> _TASK DESCRIPTION_: Would you transcribe the whole listing exactly, minus its pictures?

> _PROVIDED DATA_:
──────────

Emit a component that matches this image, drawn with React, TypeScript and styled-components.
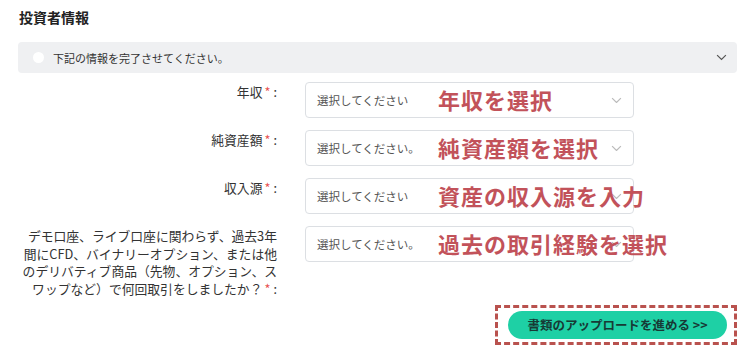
import React from "react";
import styled, { createGlobalStyle } from "styled-components";

const Global = createGlobalStyle`
  html, body { margin: 0; padding: 0; background: #fff; }
  body { font-family: "Noto Sans CJK JP", "Noto Sans", sans-serif; color: #333; }
`;

const Page = styled.div`
  width: 750px;
  height: 351px;
  box-sizing: border-box;
  padding: 7px 13px 0 18px;
  overflow: hidden;
`;

const Title = styled.h2`
  margin: 0 0 0 1px;
  font-size: 14px;
  font-weight: 700;
  line-height: 20px;
  color: #222;
`;

const Banner = styled.div`
  margin-top: 15px;
  height: 31px;
  background: #eff0f2;
  border-radius: 4px;
  display: flex;
  align-items: center;
  padding: 0 10px 0 15px;
  gap: 9px;
`;

const Dot = styled.span`
  width: 11px;
  height: 11px;
  border-radius: 50%;
  background: #fff;
`;

const BannerText = styled.span`
  flex: 1;
  font-size: 11px;
  color: #333;
`;

const Form = styled.div`
  margin-top: 9px;
  display: grid;
  grid-template-columns: 262px 329px;
  column-gap: 25px;
  row-gap: 12px;
`;

const Label = styled.div`
  padding-top: 1px;
  padding-right: 3px;
  text-align: right;
  font-size: 12.8px;
  line-height: 17.7px;
  color: #333;
  white-space: nowrap;
`;

const Req = styled.span`
  color: #e8504f;
  margin: 0 3px 0 2px;
`;

const Select = styled.div`
  position: relative;
  height: 36px;
  box-sizing: border-box;
  border: 1px solid #dcdfe3;
  border-radius: 4px;
  display: flex;
  align-items: center;
  padding: 0 11px;
`;

const Placeholder = styled.span`
  flex: 1;
  font-size: 11.5px;
  color: #555;
`;

const Note = styled.span`
  position: absolute;
  left: 132px;
  top: 50%;
  transform: translateY(-52%);
  font-size: 22px;
  font-weight: 700;
  letter-spacing: 1px;
  color: #c2525a;
  white-space: nowrap;
`;

const Footer = styled.div`
  display: flex;
  justify-content: flex-end;
  margin-top: 7px;
`;

const Dashed = styled.div`
  border: 3px dashed #b9524e;
  padding: 3px 7px 3px 10px;
`;

const Button = styled.button`
  height: 28px;
  width: 219px;
  border: none;
  border-radius: 14px;
  background: #1ed0a5;
  color: #173a35;
  font-family: "Noto Sans CJK JP", sans-serif;
  font-size: 12.5px;
  font-weight: 700;
  padding: 0;
`;

const Chevron = ({ color, size }: { color: string; size: number }) => (
  <svg width={size} height={size * 0.6} viewBox="0 0 10 6" fill="none">
    <path d="M1 1l4 4 4-4" stroke={color} strokeWidth="1.1" />
  </svg>
);

const rows: { label: string[]; ph: string; note: string }[] = [
  { label: ["年収"], ph: "選択してください", note: "年収を選択" },
  { label: ["純資産額"], ph: "選択してください。", note: "純資産額を選択" },
  { label: ["収入源"], ph: "選択してください", note: "資産の収入源を入力" },
  {
    label: [
      "デモ口座、ライブ口座に関わらず、過去3年",
      "間にCFD、バイナリーオプション、または他",
      "のデリバティブ商品（先物、オプション、ス",
      "ワップなど）で何回取引をしましたか？",
    ],
    ph: "選択してください。",
    note: "過去の取引経験を選択",
  },
];

export default function App() {
  return (
    <Page>
      <Global />
      <Title>投資者情報</Title>
      <Banner>
        <Dot />
        <BannerText>下記の情報を完了させてください。</BannerText>
        <Chevron color="#555" size={11} />
      </Banner>
      <Form>
        {rows.map((r) => (
          <React.Fragment key={r.note}>
            <Label>
              {r.label.map((line, i) => (
                <React.Fragment key={i}>
                  {i > 0 && <br />}
                  {line}
                </React.Fragment>
              ))}
              <Req>*</Req>:
            </Label>
            <Select>
              <Placeholder>{r.ph}</Placeholder>
              <Chevron color="#bbb" size={11} />
              <Note>{r.note}</Note>
            </Select>
          </React.Fragment>
        ))}
      </Form>
      <Footer>
        <Dashed>
          <Button>書類のアップロードを進める &gt;&gt;</Button>
        </Dashed>
      </Footer>
    </Page>
  );
}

──────────

> _REPLY_:
Emit a component that matches this image, drawn with React, TypeScript and styled-components.
import React from "react";
import styled, { createGlobalStyle } from "styled-components";

const Global = createGlobalStyle`
  html, body { margin: 0; padding: 0; background: #fff; }
  body { font-family: "Noto Sans CJK JP", "Noto Sans", sans-serif; color: #333; }
`;

const Page = styled.div`
  width: 750px;
  height: 351px;
  box-sizing: border-box;
  padding: 7px 13px 0 18px;
  overflow: hidden;
`;

const Title = styled.h2`
  margin: 0 0 0 1px;
  font-size: 14px;
  font-weight: 700;
  line-height: 20px;
  color: #222;
`;

const Banner = styled.div`
  margin-top: 15px;
  height: 31px;
  background: #eff0f2;
  border-radius: 4px;
  display: flex;
  align-items: center;
  padding: 0 10px 0 15px;
  gap: 9px;
`;

const Dot = styled.span`
  width: 11px;
  height: 11px;
  border-radius: 50%;
  background: #fff;
`;

const BannerText = styled.span`
  flex: 1;
  font-size: 11px;
  color: #333;
`;

const Form = styled.div`
  margin-top: 9px;
  display: grid;
  grid-template-columns: 262px 329px;
  column-gap: 25px;
  row-gap: 12px;
`;

const Label = styled.div`
  padding-top: 1px;
  padding-right: 3px;
  text-align: right;
  font-size: 12.8px;
  line-height: 17.7px;
  color: #333;
  white-space: nowrap;
`;

const Req = styled.span`
  color: #e8504f;
  margin: 0 3px 0 2px;
`;

const Select = styled.div`
  position: relative;
  height: 36px;
  box-sizing: border-box;
  border: 1px solid #dcdfe3;
  border-radius: 4px;
  display: flex;
  align-items: center;
  padding: 0 11px;
`;

const Placeholder = styled.span`
  flex: 1;
  font-size: 11.5px;
  color: #555;
`;

const Note = styled.span`
  position: absolute;
  left: 132px;
  top: 50%;
  transform: translateY(-52%);
  font-size: 22px;
  font-weight: 700;
  letter-spacing: 1px;
  color: #c2525a;
  white-space: nowrap;
`;

const Footer = styled.div`
  display: flex;
  justify-content: flex-end;
  margin-top: 7px;
`;

const Dashed = styled.div`
  border: 3px dashed #b9524e;
  padding: 3px 7px 3px 10px;
`;

const Button = styled.button`
  height: 28px;
  width: 219px;
  border: none;
  border-radius: 14px;
  background: #1ed0a5;
  color: #173a35;
  font-family: "Noto Sans CJK JP", sans-serif;
  font-size: 12.5px;
  font-weight: 700;
  padding: 0;
`;

const Chevron = ({ color, size }: { color: string; size: number }) => (
  <svg width={size} height={size * 0.6} viewBox="0 0 10 6" fill="none">
    <path d="M1 1l4 4 4-4" stroke={color} strokeWidth="1.1" />
  </svg>
);

const rows: { label: string[]; ph: string; note: string }[] = [
  { label: ["年収"], ph: "選択してください", note: "年収を選択" },
  { label: ["純資産額"], ph: "選択してください。", note: "純資産額を選択" },
  { label: ["収入源"], ph: "選択してください", note: "資産の収入源を入力" },
  {
    label: [
      "デモ口座、ライブ口座に関わらず、過去3年",
      "間にCFD、バイナリーオプション、または他",
      "のデリバティブ商品（先物、オプション、ス",
      "ワップなど）で何回取引をしましたか？",
    ],
    ph: "選択してください。",
    note: "過去の取引経験を選択",
  },
];

export default function App() {
  return (
    <Page>
      <Global />
      <Title>投資者情報</Title>
      <Banner>
        <Dot />
        <BannerText>下記の情報を完了させてください。</BannerText>
        <Chevron color="#555" size={11} />
      </Banner>
      <Form>
        {rows.map((r) => (
          <React.Fragment key={r.note}>
            <Label>
              {r.label.map((line, i) => (
                <React.Fragment key={i}>
                  {i > 0 && <br />}
                  {line}
                </React.Fragment>
              ))}
              <Req>*</Req>:
            </Label>
            <Select>
              <Placeholder>{r.ph}</Placeholder>
              <Chevron color="#bbb" size={11} />
              <Note>{r.note}</Note>
            </Select>
          </React.Fragment>
        ))}
      </Form>
      <Footer>
        <Dashed>
          <Button>書類のアップロードを進める &gt;&gt;</Button>
        </Dashed>
      </Footer>
    </Page>
  );
}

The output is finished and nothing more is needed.